In the wake of this week's shooting at the U.S. Holocaust Museum, pundits on both sides of the political spectrum have been arguing over responsibility, and even whether the alleged shooter, white supremicist James Von Brunn, should be considered a conservative or a liberal.
So far, Fox News' Glenn Beck gets the honors for the most bizarre response to the murder. Then there's MSNBC's morning host Joe Scarborough, who suggested Friday that New York Times columnist and Nobel Prize winning economist Paul Krugman, is inciting "left-wing hate."
Reacting to a column in which Krugman argued, "Today, as in the early years of the Clinton administration but to an even greater extent, right-wing extremism is being systematically fed by the conservative media and political establishment," Scarborough had this to say :
As somebody that has to sort through a lot of hate mail, a lot of hate email, a lot of viciousness. And I must say and I could print them out for people, Paul Krugman’s name is attached to a lot of those emails ... They use Paul Krugman as their shield for their left-wing hate. This is because Paul Krugman, like a lot of extremists on the right, they only see their side. They have a closed-minded world view. And so Paul Krugman uses this tragedy, uses this death to try to knock down his opponents on the right ... Getting people on both sides to exploit this death for their own purposes is disturbing.
Scarborough accused Krugman and former President Bill Clinton of playing partisan politics with high-profile murders like this. Of course, Scarborough was doing the very same thing.
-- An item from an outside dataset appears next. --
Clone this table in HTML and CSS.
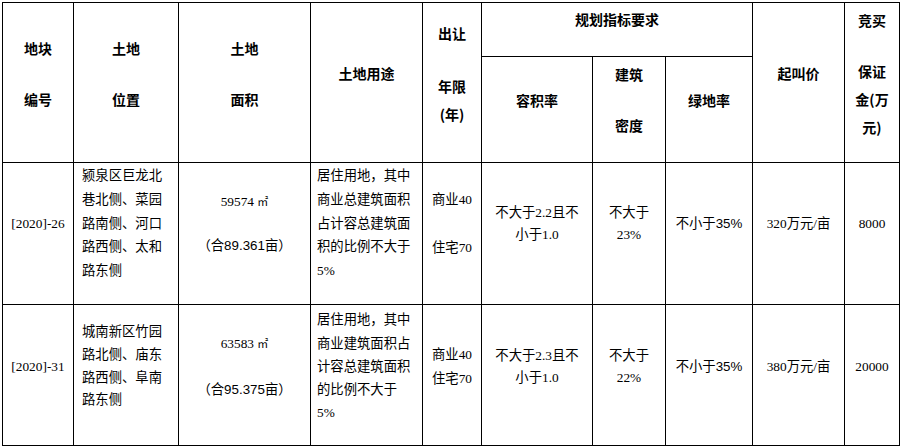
FILE: index.html
```html
<!DOCTYPE html>
<html lang="zh-CN">
<head>
<meta charset="utf-8">
<title>地块出让表</title>
<link rel="stylesheet" href="styles.css">
</head>
<body>
<div class="sheet">
  <div class="cell hd tall"><p>地块</p><p class="pgap">编号</p></div>
  <div class="cell hd tall"><p>土地</p><p class="pgap">位置</p></div>
  <div class="cell hd tall"><p>土地</p><p class="pgap">面积</p></div>
  <div class="cell hd tall"><p>土地用途</p></div>
  <div class="cell hd tall"><p>出让</p><p class="pgap2">年限<br>(年)</p></div>
  <div class="cell hd group"><p>规划指标要求</p></div>
  <div class="cell hd tall"><p>起叫价</p></div>
  <div class="cell hd tall"><p>竞买</p><p class="pgap">保证<br>金(万<br>元)</p></div>
  <div class="cell hd sub"><p>容积率</p></div>
  <div class="cell hd sub"><p>建筑</p><p class="pgap">密度</p></div>
  <div class="cell hd sub"><p>绿地率</p></div>

  <div class="cell bd r1"><p>[2020]-26</p></div>
  <div class="cell bd r1 left loc"><p>颍泉区巨龙北巷北侧、菜园路南侧、河口路西侧、太和路东侧</p></div>
  <div class="cell bd r1 area"><p>59574 <span class="unit">㎡</span></p><p class="agap1">（合<span class="sans">89.361</span>亩）</p></div>
  <div class="cell bd r1 left use"><p>居住用地，其中商业总建筑面积占计容总建筑面积的比例不大于5%</p></div>
  <div class="cell bd r1 term"><p>商业40</p><p class="tgap">住宅70</p></div>
  <div class="cell bd r1 far"><p>不大于2.2且不小于1.0</p></div>
  <div class="cell bd r1 dens"><p>不大于23%</p></div>
  <div class="cell bd r1"><p>不小于<span class="sans">35%</span></p></div>
  <div class="cell bd r1"><p>320万元/亩</p></div>
  <div class="cell bd r1"><p>8000</p></div>

  <div class="cell bd r2"><p>[2020]-31</p></div>
  <div class="cell bd r2 left loc"><p>城南新区竹园路北侧、庙东路西侧、阜南路东侧</p></div>
  <div class="cell bd r2 area"><p>63583 <span class="unit">㎡</span></p><p class="agap2">（合<span class="sans">95.375</span>亩）</p></div>
  <div class="cell bd r2 left use"><p>居住用地，其中商业建筑面积占计容总建筑面积的比例不大于5%</p></div>
  <div class="cell bd r2 term"><p>商业40</p><p>住宅70</p></div>
  <div class="cell bd r2 far"><p>不大于2.3且不小于1.0</p></div>
  <div class="cell bd r2 dens"><p>不大于22%</p></div>
  <div class="cell bd r2"><p>不小于<span class="sans">35%</span></p></div>
  <div class="cell bd r2"><p>380万元/亩</p></div>
  <div class="cell bd r2"><p>20000</p></div>
</div>
</body>
</html>
```

FILE: styles.css
```css
html, body {
  margin: 0;
  padding: 0;
  background: #fff;
}
body {
  padding: 2px;
  font-family: "Liberation Serif", "Noto Sans CJK SC", serif;
  color: #000;
  text-spacing-trim: space-all;
}
.sheet {
  display: grid;
  width: max-content;
  grid-template-columns: 71px 105px 132px 112px 59px 111px 73px 87px 92px 55px;
  grid-template-rows: 54px 106px 142px 141px;
  border-left: 1px solid #000;
  border-top: 1px solid #000;
}
.cell {
  box-sizing: border-box;
  border-right: 1px solid #000;
  border-bottom: 1px solid #000;
  display: flex;
  flex-direction: column;
  justify-content: center;
  align-items: center;
  text-align: center;
  min-width: 0;
}
.cell p {
  margin: 0;
}
.hd {
  font-family: "Noto Sans CJK SC", sans-serif;
  font-weight: 700;
  font-size: 14px;
  line-height: 28px;
}
.tall {
  grid-row: span 2;
  padding-bottom: 19px;
}
.group {
  grid-column: span 3;
  padding-bottom: 22px;
}
.sub {
  padding-bottom: 20px;
}
.pgap {
  margin-top: 23px !important;
}
.pgap2 {
  margin-top: 25px !important;
}
.bd {
  font-size: 13.33px;
  line-height: 23.7px;
}
.r1 {
  padding-bottom: 20px;
}
.r2 {
  padding-bottom: 17px;
}
.left {
  align-items: stretch;
  text-align: left;
}
.loc {
  padding-left: 8px;
  padding-right: 8px;
}
.r2.loc {
  line-height: 22.7px;
}
.use {
  padding-left: 6px;
  padding-right: 11px;
}
.r2.use {
  line-height: 23.2px;
}
.area {
  line-height: 22px;
}
.agap1 {
  margin-top: 22px !important;
}
.agap2 {
  margin-top: 24px !important;
}
.term {
  line-height: 24px;
}
.tgap {
  margin-top: 24px !important;
}
.far {
  padding-left: 8px;
  padding-right: 8px;
  line-height: 22px;
}
.dens {
  padding-left: 8px;
  padding-right: 8px;
  line-height: 22px;
}
.sans {
  font-family: "Liberation Sans", "Noto Sans CJK SC", sans-serif;
}
.unit {
  font-family: "Noto Sans CJK SC", sans-serif;
  font-size: 11px;
}
```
It's not the first time Scarborough has equated Krugman with hate. Last November, Scarborough called Krugman a "hateful, hateful man." Krugman has appeared on Scarborough's show before to criticize the talk show's grasp of economic policy.
Comparing Krugman to Beck or Rush Limbaugh is illogical, obviously. And besides, the blame game both Scarborough and Krugman are engaging in doesn't serve any purpose. It certainly doesn't contribute to our understanding of why an individual such as Von Brunn thought the way he did, nor why other people who believe similar things don't resort to violence.
Ultimately, the Republican Party may be more attractive to people with certain extremist views -- on abortion and white supremacy, for instance -- but that shouldn't immediately lead to the conclusion that those who act violently in the name of those causes do so as a consequence of being Republicans, or because they watch Fox News.